L'importance de la notion de consentement dans la loi


Seul·e·s 9% des victimes de viol portent aujourd'hui plainte en France. 9%. Et seule une plainte sur dix aboutira à une condamnation de l'agresseur. Des statistiques intenables, révoltantes, qui se confirment sur T'as dit non où plusieurs jeunes femmes confient ne pas avoir porté plainte suite à leur agression.


"Porter plainte implique d'aller raconter dans un commissariat de police un événement traumatique à de parfaits inconnus. Ce qui peut être très difficile notamment lorsqu'il s'agit d'intimité", souligne la créatrice de T'as dit non. "La difficulté de l'épreuve sera à la mesure du degré de remise en doute des propos de la victime. Et les récits de pareils expériences ne sont pas rares. Dans ces conditions la réticence des victimes est compréhensible", poursuit-elle. "Cela peut être aussi parce qu'elles pensent que leurs agresseurs ne seront pas condamnés, qu'elles n'obtiendront pas réparation, ou qu'elles ne se sentent pas légitimes."


Pour Irène, ce manque de légitimité s'explique notamment par la définition légale en France d'un viol. "Elles se sentent victimes, mais légalement elles ne sont pas reconnues en tant que telles." Car, comme le rappelle Irène, l'article 222-23 du Code Pénal définit le viol comme "tout acte de pénétration sexuelle, de quelque nature qu'il soit, commis sur la personne d'autrui ou sur la personne de l'auteur par violence, contrainte, menace ou surprise." "À aucun moment, le consentement de la victime n'est requis", dénonce Irène, "De fait, si une personne commet un 'acte de pénétration sexuelle, de quelque nature qu'il soit, sur la personne d'autrui ou sur la personne de l'auteur' sans que ne puisse être établi qu'il a été effectué 'par violence, contrainte, menace ou surprise' alors le viol n'est pas qualifié."

Pour la jeune femme, il est aujourd'hui nécessaire de faire évoluer la loi pour mieux y intégrer la notion de consentement.

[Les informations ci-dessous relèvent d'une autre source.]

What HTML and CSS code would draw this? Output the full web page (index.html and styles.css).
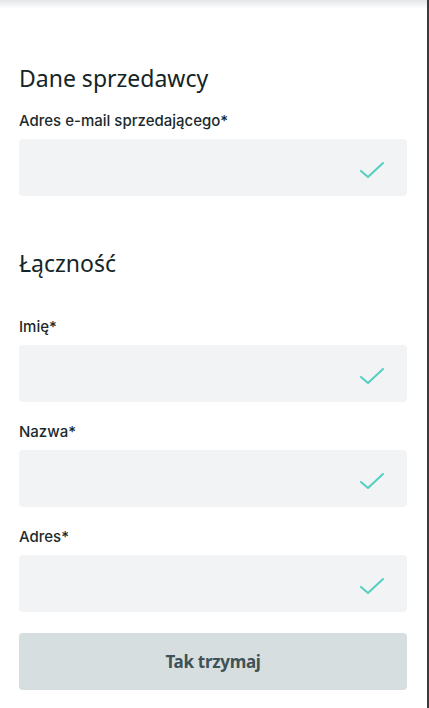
FILE: index.html
```html
<!DOCTYPE html>
<html lang="pl">
<head>
<meta charset="utf-8">
<link rel="stylesheet" href="styles.css">
</head>
<body>
<div class="page">
  <div class="topshade"></div>
  <form class="form">
    <h2 class="heading first">Dane sprzedawcy</h2>
    <div class="field">
      <label class="label">Adres e-mail sprzedającego*</label>
      <div class="input"><svg class="check" viewBox="0 0 26 18" width="26" height="18"><path d="M2 10 L9 16 L24 2" fill="none" stroke="#52cfc0" stroke-width="2" stroke-linecap="round" stroke-linejoin="round"/></svg></div>
    </div>
    <h2 class="heading second">Łączność</h2>
    <div class="field">
      <label class="label">Imię*</label>
      <div class="input"><svg class="check" viewBox="0 0 26 18" width="26" height="18"><path d="M2 10 L9 16 L24 2" fill="none" stroke="#52cfc0" stroke-width="2" stroke-linecap="round" stroke-linejoin="round"/></svg></div>
    </div>
    <div class="field">
      <label class="label">Nazwa*</label>
      <div class="input"><svg class="check" viewBox="0 0 26 18" width="26" height="18"><path d="M2 10 L9 16 L24 2" fill="none" stroke="#52cfc0" stroke-width="2" stroke-linecap="round" stroke-linejoin="round"/></svg></div>
    </div>
    <div class="field">
      <label class="label">Adres*</label>
      <div class="input"><svg class="check" viewBox="0 0 26 18" width="26" height="18"><path d="M2 10 L9 16 L24 2" fill="none" stroke="#52cfc0" stroke-width="2" stroke-linecap="round" stroke-linejoin="round"/></svg></div>
    </div>
    <button type="button" class="submit">Tak trzymaj</button>
  </form>
</div>
</body>
</html>
```
FILE: styles.css
```css
html, body {
  margin: 0;
  padding: 0;
  background: #ffffff;
}
body {
  font-family: "Open Sans", "Noto Sans", sans-serif;
  color: #1b2a2c;
}
.page {
  width: 427px;
  height: 708px;
  border-right: 2px solid #3a3a3a;
  overflow: hidden;
}
.topshade {
  height: 9px;
  background: linear-gradient(#e3e6e8, #ffffff);
}
.form {
  padding: 0 20px 0 19px;
  display: flex;
  flex-direction: column;
}
.heading {
  margin: 0;
  font-family: "Noto Sans", sans-serif;
  font-weight: 400;
  font-size: 23px;
  line-height: 30px;
  color: #152426;
}
.heading.first {
  margin-top: 54px;
}
.heading.second {
  margin-top: 52px;
  margin-bottom: 39px;
}
.field {
  display: flex;
  flex-direction: column;
}
.first + .field {
  margin-top: 18px;
}
.field + .field {
  margin-top: 20px;
}
.label {
  font-family: "Inter", sans-serif;
  font-weight: 500;
  font-size: 15px;
  line-height: 20px;
  color: #1b2a2c;
  margin-bottom: 8px;
}
.input {
  height: 57px;
  background: #f1f3f4;
  border-radius: 4px;
  display: flex;
  align-items: center;
  justify-content: flex-end;
  padding-right: 22px;
}
.check {
  display: block;
  margin-top: 4px;
}
.submit {
  margin-top: 21px;
  height: 57px;
  border: none;
  border-radius: 4px;
  background: #d7dee0;
  font-family: "Noto Sans", sans-serif;
  font-weight: 700;
  font-size: 17px;
  color: #3e5257;
  letter-spacing: -0.3px;
}
```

Mais aussi de développer la communication et l'information autour de celle-ci, notamment dans l'éducation.


Un travail d'information qu'opère Irène quotidiennement avec T'as dit non, qui en plus de permettre aux victimes de s'exprimer, se veut aussi être un "espace de discussion sur la notion de consentement." Une façon pour la jeune femme de faire bouger les lignes à son échelle. Car, comme elle le rappelle à juste titre, "parler est la première étape d'un changement, alors parlons de nos expériences et de nos émotions."